### Problem requirements
Below is a block of records: output all of them exactly and leave out the pictures.
****************
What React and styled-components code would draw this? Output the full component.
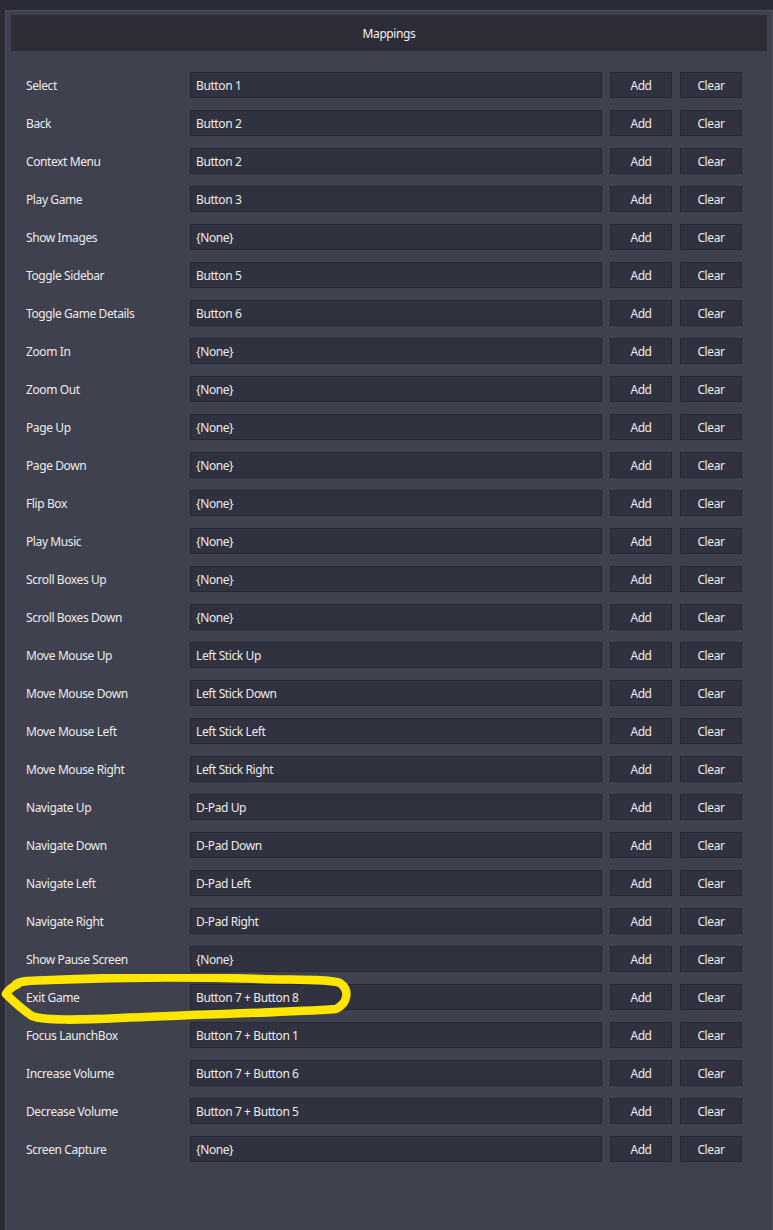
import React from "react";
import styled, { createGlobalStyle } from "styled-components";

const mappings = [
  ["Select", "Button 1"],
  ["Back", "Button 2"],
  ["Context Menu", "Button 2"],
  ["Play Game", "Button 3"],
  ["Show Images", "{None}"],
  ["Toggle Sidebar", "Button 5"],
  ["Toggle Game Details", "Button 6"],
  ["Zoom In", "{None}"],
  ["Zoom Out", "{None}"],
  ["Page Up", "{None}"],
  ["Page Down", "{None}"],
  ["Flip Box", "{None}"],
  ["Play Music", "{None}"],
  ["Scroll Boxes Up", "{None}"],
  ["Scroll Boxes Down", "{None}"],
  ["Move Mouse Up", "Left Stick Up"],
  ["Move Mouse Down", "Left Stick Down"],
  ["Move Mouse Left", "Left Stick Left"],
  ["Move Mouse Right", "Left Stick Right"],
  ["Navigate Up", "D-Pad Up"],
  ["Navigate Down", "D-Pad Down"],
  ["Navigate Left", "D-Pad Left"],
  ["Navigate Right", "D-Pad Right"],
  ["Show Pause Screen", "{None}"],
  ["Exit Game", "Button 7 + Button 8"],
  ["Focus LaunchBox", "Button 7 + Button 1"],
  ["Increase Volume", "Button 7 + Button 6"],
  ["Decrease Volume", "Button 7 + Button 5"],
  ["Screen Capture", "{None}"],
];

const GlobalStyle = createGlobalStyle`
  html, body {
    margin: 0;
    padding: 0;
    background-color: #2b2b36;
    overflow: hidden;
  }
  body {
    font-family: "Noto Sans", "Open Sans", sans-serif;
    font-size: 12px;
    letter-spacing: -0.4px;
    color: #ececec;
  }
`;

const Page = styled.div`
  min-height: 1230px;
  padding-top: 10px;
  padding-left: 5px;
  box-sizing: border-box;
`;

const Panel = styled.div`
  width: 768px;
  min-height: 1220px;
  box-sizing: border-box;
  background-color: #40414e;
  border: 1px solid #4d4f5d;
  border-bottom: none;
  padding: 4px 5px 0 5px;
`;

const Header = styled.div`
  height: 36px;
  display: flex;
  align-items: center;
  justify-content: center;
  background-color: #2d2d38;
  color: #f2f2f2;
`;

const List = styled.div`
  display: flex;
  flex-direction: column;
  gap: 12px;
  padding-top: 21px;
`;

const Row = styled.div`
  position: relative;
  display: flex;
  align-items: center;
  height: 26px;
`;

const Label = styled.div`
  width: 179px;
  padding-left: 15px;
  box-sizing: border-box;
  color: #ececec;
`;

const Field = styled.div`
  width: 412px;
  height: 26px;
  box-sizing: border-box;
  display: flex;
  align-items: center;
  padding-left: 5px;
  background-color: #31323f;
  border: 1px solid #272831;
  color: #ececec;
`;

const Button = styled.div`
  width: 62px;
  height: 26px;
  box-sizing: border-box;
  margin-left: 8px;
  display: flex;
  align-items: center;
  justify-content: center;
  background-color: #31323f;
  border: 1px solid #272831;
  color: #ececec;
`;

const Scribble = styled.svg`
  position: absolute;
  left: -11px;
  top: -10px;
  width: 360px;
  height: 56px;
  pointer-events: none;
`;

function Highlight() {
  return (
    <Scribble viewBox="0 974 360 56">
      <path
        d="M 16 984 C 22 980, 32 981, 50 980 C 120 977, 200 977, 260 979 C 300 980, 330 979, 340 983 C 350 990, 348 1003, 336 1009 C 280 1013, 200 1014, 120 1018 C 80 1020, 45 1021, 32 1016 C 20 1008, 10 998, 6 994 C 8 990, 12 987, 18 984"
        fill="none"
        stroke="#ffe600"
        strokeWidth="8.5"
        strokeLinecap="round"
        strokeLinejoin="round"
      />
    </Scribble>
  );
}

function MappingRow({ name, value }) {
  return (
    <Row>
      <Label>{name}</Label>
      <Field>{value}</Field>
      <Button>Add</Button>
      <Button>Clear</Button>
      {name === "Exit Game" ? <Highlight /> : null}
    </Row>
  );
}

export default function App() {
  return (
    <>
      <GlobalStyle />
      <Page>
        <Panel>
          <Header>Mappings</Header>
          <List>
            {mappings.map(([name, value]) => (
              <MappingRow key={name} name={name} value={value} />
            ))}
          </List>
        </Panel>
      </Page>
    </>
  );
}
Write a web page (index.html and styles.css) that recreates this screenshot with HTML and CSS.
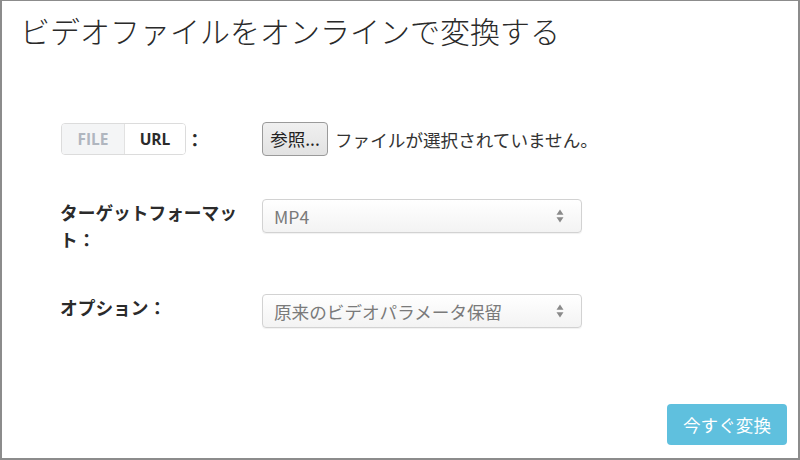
****************
### Finished task
What React and styled-components code would draw this? Output the full component.
import React from "react";
import styled, { createGlobalStyle } from "styled-components";

const mappings = [
  ["Select", "Button 1"],
  ["Back", "Button 2"],
  ["Context Menu", "Button 2"],
  ["Play Game", "Button 3"],
  ["Show Images", "{None}"],
  ["Toggle Sidebar", "Button 5"],
  ["Toggle Game Details", "Button 6"],
  ["Zoom In", "{None}"],
  ["Zoom Out", "{None}"],
  ["Page Up", "{None}"],
  ["Page Down", "{None}"],
  ["Flip Box", "{None}"],
  ["Play Music", "{None}"],
  ["Scroll Boxes Up", "{None}"],
  ["Scroll Boxes Down", "{None}"],
  ["Move Mouse Up", "Left Stick Up"],
  ["Move Mouse Down", "Left Stick Down"],
  ["Move Mouse Left", "Left Stick Left"],
  ["Move Mouse Right", "Left Stick Right"],
  ["Navigate Up", "D-Pad Up"],
  ["Navigate Down", "D-Pad Down"],
  ["Navigate Left", "D-Pad Left"],
  ["Navigate Right", "D-Pad Right"],
  ["Show Pause Screen", "{None}"],
  ["Exit Game", "Button 7 + Button 8"],
  ["Focus LaunchBox", "Button 7 + Button 1"],
  ["Increase Volume", "Button 7 + Button 6"],
  ["Decrease Volume", "Button 7 + Button 5"],
  ["Screen Capture", "{None}"],
];

const GlobalStyle = createGlobalStyle`
  html, body {
    margin: 0;
    padding: 0;
    background-color: #2b2b36;
    overflow: hidden;
  }
  body {
    font-family: "Noto Sans", "Open Sans", sans-serif;
    font-size: 12px;
    letter-spacing: -0.4px;
    color: #ececec;
  }
`;

const Page = styled.div`
  min-height: 1230px;
  padding-top: 10px;
  padding-left: 5px;
  box-sizing: border-box;
`;

const Panel = styled.div`
  width: 768px;
  min-height: 1220px;
  box-sizing: border-box;
  background-color: #40414e;
  border: 1px solid #4d4f5d;
  border-bottom: none;
  padding: 4px 5px 0 5px;
`;

const Header = styled.div`
  height: 36px;
  display: flex;
  align-items: center;
  justify-content: center;
  background-color: #2d2d38;
  color: #f2f2f2;
`;

const List = styled.div`
  display: flex;
  flex-direction: column;
  gap: 12px;
  padding-top: 21px;
`;

const Row = styled.div`
  position: relative;
  display: flex;
  align-items: center;
  height: 26px;
`;

const Label = styled.div`
  width: 179px;
  padding-left: 15px;
  box-sizing: border-box;
  color: #ececec;
`;

const Field = styled.div`
  width: 412px;
  height: 26px;
  box-sizing: border-box;
  display: flex;
  align-items: center;
  padding-left: 5px;
  background-color: #31323f;
  border: 1px solid #272831;
  color: #ececec;
`;

const Button = styled.div`
  width: 62px;
  height: 26px;
  box-sizing: border-box;
  margin-left: 8px;
  display: flex;
  align-items: center;
  justify-content: center;
  background-color: #31323f;
  border: 1px solid #272831;
  color: #ececec;
`;

const Scribble = styled.svg`
  position: absolute;
  left: -11px;
  top: -10px;
  width: 360px;
  height: 56px;
  pointer-events: none;
`;

function Highlight() {
  return (
    <Scribble viewBox="0 974 360 56">
      <path
        d="M 16 984 C 22 980, 32 981, 50 980 C 120 977, 200 977, 260 979 C 300 980, 330 979, 340 983 C 350 990, 348 1003, 336 1009 C 280 1013, 200 1014, 120 1018 C 80 1020, 45 1021, 32 1016 C 20 1008, 10 998, 6 994 C 8 990, 12 987, 18 984"
        fill="none"
        stroke="#ffe600"
        strokeWidth="8.5"
        strokeLinecap="round"
        strokeLinejoin="round"
      />
    </Scribble>
  );
}

function MappingRow({ name, value }) {
  return (
    <Row>
      <Label>{name}</Label>
      <Field>{value}</Field>
      <Button>Add</Button>
      <Button>Clear</Button>
      {name === "Exit Game" ? <Highlight /> : null}
    </Row>
  );
}

export default function App() {
  return (
    <>
      <GlobalStyle />
      <Page>
        <Panel>
          <Header>Mappings</Header>
          <List>
            {mappings.map(([name, value]) => (
              <MappingRow key={name} name={name} value={value} />
            ))}
          </List>
        </Panel>
      </Page>
    </>
  );
}
Write a web page (index.html and styles.css) that recreates this screenshot with HTML and CSS.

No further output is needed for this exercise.